►

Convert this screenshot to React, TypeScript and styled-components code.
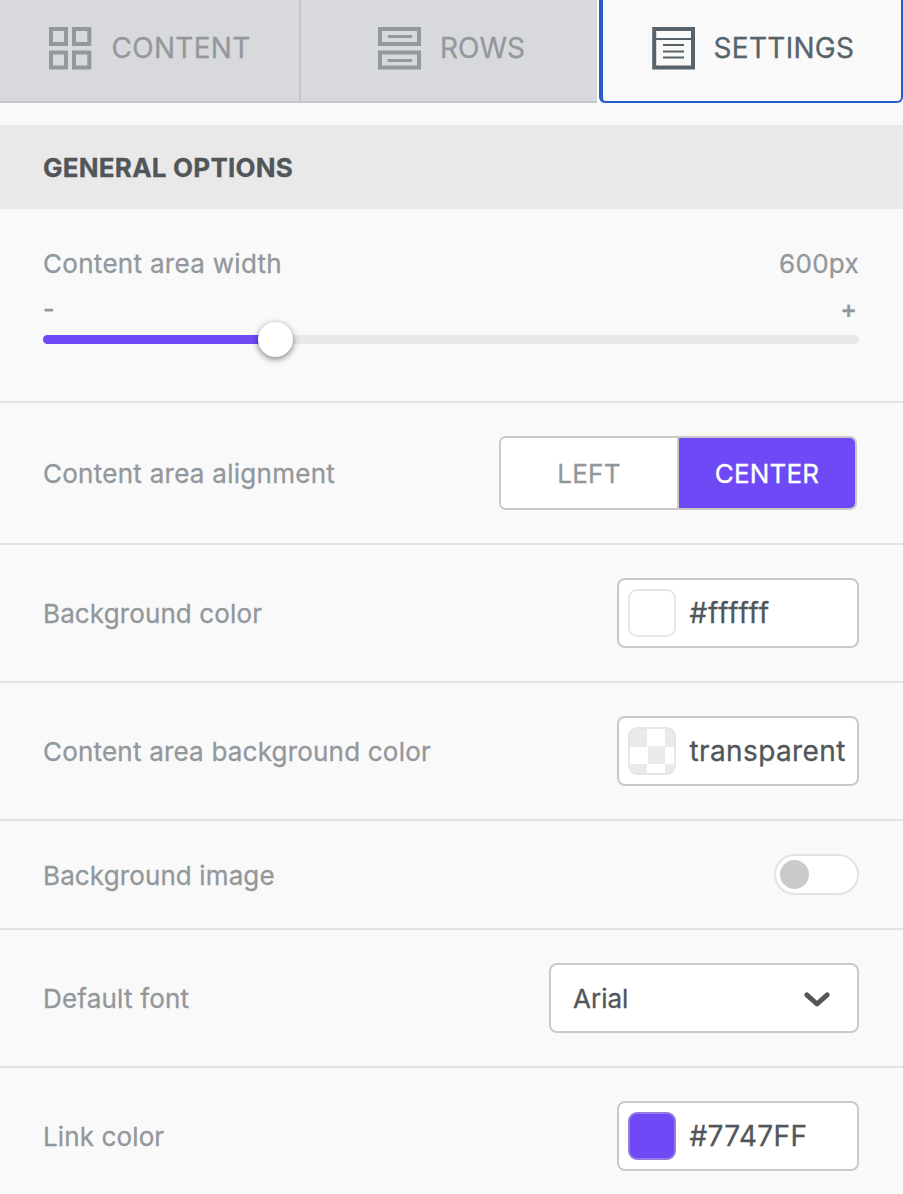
import React from "react";
import styled, { createGlobalStyle } from "styled-components";

const c = {
  page: "#f9f9f9",
  accent: "#6f49f6",
  muted: "#92979b",
  dark: "#505659",
  tabBg: "#d8d9dd",
  tabInk: "#94989b",
  slate: "#56636a",
  border: "#c9c9c9",
  divider: "#e2e2e6",
  focus: "#265cc8",
};

const GlobalStyle = createGlobalStyle`
  *, *::before, *::after { box-sizing: border-box; }
  html, body { margin: 0; background: ${c.page}; }
  body { font-family: Inter, "Liberation Sans", sans-serif; -webkit-text-stroke: 0.3px currentColor; }
  button { font: inherit; margin: 0; padding: 0; cursor: pointer; }
`;

const Panel = styled.main`
  width: 903px;
  height: 1194px;
  overflow: hidden;
  background: ${c.page};
`;

const Tabs = styled.nav`
  display: flex;
  height: 103px;
`;

const Tab = styled.button<{ $width: number; $divided?: boolean }>`
  display: flex;
  align-items: center;
  justify-content: flex-start;
  width: ${(p) => p.$width}px;
  border: 0 solid #c5c6c8;
  border-bottom-width: 2px;
  border-right-width: ${(p) => (p.$divided ? 2 : 0)}px;
  background: ${c.tabBg};
  color: ${c.tabInk};
`;

const ActiveTab = styled(Tab)`
  margin-left: 2px;
  border: solid ${c.focus};
  border-width: 0 2px 2px 4px;
  border-radius: 0 0 6px 6px;
  background: ${c.page};
  color: ${c.slate};
  box-shadow: 0 0 0 2px #fff;
  clip-path: inset(0 0 0 -2px);
`;

const TabIcon = styled.svg<{ $left: number; $gap: number }>`
  display: block;
  flex: none;
  width: 44px;
  height: 44px;
  margin: -5px ${(p) => p.$gap}px 0 ${(p) => p.$left}px;
`;

const TabLabel = styled.span<{ $spacing?: number }>`
  margin-top: -6px;
  font-size: 28px;
  line-height: 36px;
  letter-spacing: ${(p) => p.$spacing ?? 0}px;
  white-space: nowrap;
`;

const SectionTitle = styled.h2`
  display: flex;
  align-items: center;
  height: 84px;
  margin: 22px 0 0;
  padding: 1px 43px 0;
  background: #e9e9e9;
  color: ${c.dark};
  font-size: 26px;
  font-weight: 700;
  letter-spacing: 0.23px;
`;

const Row = styled.div<{ $height: number }>`
  display: flex;
  align-items: center;
  justify-content: space-between;
  height: ${(p) => p.$height}px;
  padding: 0 44px 0 43px;
  border-bottom: 2px solid ${c.divider};
`;

const WidthRow = styled(Row)`
  flex-direction: column;
  align-items: stretch;
  justify-content: flex-start;
  padding-top: 36px;
`;

const Label = styled.span<{ $spacing?: number }>`
  margin-top: 2px;
  color: ${c.muted};
  font-size: 26px;
  line-height: 34px;
  letter-spacing: ${(p) => p.$spacing ?? 0.12}px;
  white-space: nowrap;
`;

const Line = styled.div`
  display: flex;
  justify-content: space-between;
`;

const Steps = styled(Line)`
  margin-top: 17px;
  padding-right: 2px;
  height: 23px;
  color: ${c.muted};
  font-size: 25px;
  font-weight: 500;
  line-height: 22px;
`;

const Track = styled.div`
  display: flex;
  align-items: center;
  height: 9px;
  margin-top: 14px;
  border-radius: 5px;
  background: #e8e8e8;
`;

const Fill = styled.div`
  height: 9px;
  border-radius: 5px 0 0 5px;
  background: ${c.accent};
`;

const Thumb = styled.div`
  flex: none;
  width: 35px;
  height: 35px;
  margin-left: -17.500px;
  border-radius: 50%;
  background: #fff;
  box-shadow: 0 2px 6px rgba(0, 0, 0, 0.5);
`;

const Segments = styled.div`
  display: flex;
  width: 358px;
  height: 74px;
  margin-right: 2px;
  border: 2px solid ${c.border};
  border-radius: 7px;
  overflow: hidden;
  background: #fff;
`;

const Segment = styled.button<{ $active?: boolean }>`
  flex: 1;
  border: 0;
  border-right: ${(p) => (p.$active ? "0" : `2px solid ${c.border}`)};
  background: ${(p) => (p.$active ? c.accent : "#fff")};
  color: ${(p) => (p.$active ? "#fff" : c.muted)};
  font-size: 26px;
  letter-spacing: 0.2px;
`;

const Field = styled.div<{ $width: number }>`
  display: flex;
  align-items: center;
  width: ${(p) => p.$width}px;
  height: 70px;
  border: 2px solid ${c.border};
  border-radius: 8px;
  background: #fff;
  color: ${c.dark};
`;

const Swatch = styled.span<{ $fill: string }>`
  flex: none;
  width: 48px;
  height: 48px;
  margin: 0 13.500px 0 9px;
  border: 2px solid ${(p) => (p.$fill === c.accent ? "#967cdf" : "#e6e6e6")};
  border-radius: 9px;
  background: ${(p) => p.$fill};
`;

const Value = styled.span<{ $spacing?: number }>`
  font-size: 28px;
  line-height: 36px;
  letter-spacing: ${(p) => p.$spacing ?? 0}px;
  white-space: nowrap;
`;

const SelectField = styled(Field)`
  justify-content: space-between;
  padding: 0 26px 0 22px;
  font-size: 26px;
`;

const Chevron = styled.svg`
  display: block;
  margin-top: 2px;
`;

const Toggle = styled.div`
  display: flex;
  align-items: center;
  width: 85px;
  height: 41px;
  padding-left: 4px;
  border: 2px solid #e2e2e7;
  border-radius: 21px;
  background: #fff;
`;

const Knob = styled.span`
  width: 29px;
  height: 29px;
  border-radius: 50%;
  background: #cacaca;
`;

const CHECKER =
  "repeating-conic-gradient(#fff 0 25%, #eaeaea 0 50%) 0 0 / 35px 35px";

function ColorField({ fill, value, spacing }: { fill: string; value: string; spacing?: number }) {
  return (
    <Field $width={242}>
      <Swatch $fill={fill} />
      <Value $spacing={spacing}>{value}</Value>
    </Field>
  );
}

export default function App() {
  const sliderPercent = 28.55;
  return (
    <>
      <GlobalStyle />
      <Panel>
        <Tabs>
          <Tab $width={301} $divided>
            <TabIcon $left={48} $gap={19.5} viewBox="0 0 44 44" fill="none" stroke="currentColor" strokeWidth="4">
              <rect x="3" y="3" width="15" height="15" />
              <rect x="26" y="3" width="15.300" height="15" />
              <rect x="3" y="26.5" width="15" height="15" />
              <rect x="26" y="26.5" width="15.300" height="15" />
            </TabIcon>
            <TabLabel $spacing={0.3}>CONTENT</TabLabel>
          </Tab>
          <Tab $width={296}>
            <TabIcon $left={76} $gap={19} viewBox="0 0 44 44" fill="none" stroke="currentColor" strokeWidth="4">
              <rect x="3" y="3" width="39" height="15" />
              <rect x="3" y="26.5" width="39" height="15" />
              <path d="M11 10.5h24M10.500 34.500h24.500" strokeWidth="3" />
            </TabIcon>
            <TabLabel>ROWS</TabLabel>
          </Tab>
          <ActiveTab $width={304}>
            <TabIcon $left={49} $gap={17.5} viewBox="0 0 44 44" fill="none" stroke="currentColor" strokeWidth="4">
              <rect x="2.200" y="3" width="38.800" height="38.500" />
              <path d="M2 13h39M11 19h21M11 25.500h21M11 31.500h21" strokeWidth="2" />
            </TabIcon>
            <TabLabel $spacing={0.3}>SETTINGS</TabLabel>
          </ActiveTab>
        </Tabs>
        <SectionTitle>GENERAL OPTIONS</SectionTitle>
        <WidthRow $height={194}>
          <Line>
            <Label $spacing={0.3}>Content area width</Label>
            <Label $spacing={0.3}>600px</Label>
          </Line>
          <Steps>
            <span>-</span>
            <span>+</span>
          </Steps>
          <Track>
            <Fill style={{ width: `${sliderPercent}%` }} />
            <Thumb />
          </Track>
        </WidthRow>
        <Row $height={142}>
          <Label $spacing={0.27}>Content area alignment</Label>
          <Segments>
            <Segment>LEFT</Segment>
            <Segment $active>CENTER</Segment>
          </Segments>
        </Row>
        <Row $height={138}>
          <Label>Background color</Label>
          <ColorField fill="#fff" value="#ffffff" spacing={0.85} />
        </Row>
        <Row $height={138}>
          <Label $spacing={0.2}>Content area background color</Label>
          <ColorField fill={CHECKER} value="transparent" spacing={0.38} />
        </Row>
        <Row $height={109}>
          <Label>Background image</Label>
          <Toggle>
            <Knob />
          </Toggle>
        </Row>
        <Row $height={138}>
          <Label $spacing={0.2}>Default font</Label>
          <SelectField $width={310}>
            <span>Arial</span>
            <Chevron width="28" height="18" viewBox="0 0 28 18" fill="none" stroke="currentColor" strokeWidth="5" strokeLinecap="round" strokeLinejoin="round">
              <path d="M3.800 4.800L14 14L24.200 4.800" />
            </Chevron>
          </SelectField>
        </Row>
        <Row $height={138}>
          <Label>Link color</Label>
          <ColorField fill={c.accent} value="#7747FF" spacing={0.35} />
        </Row>
      </Panel>
    </>
  );
}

◄

Find the word "React" and list each line it appears in.

-- SOLUTION --
Convert this screenshot to React, TypeScript and styled-components code.
import React from "react";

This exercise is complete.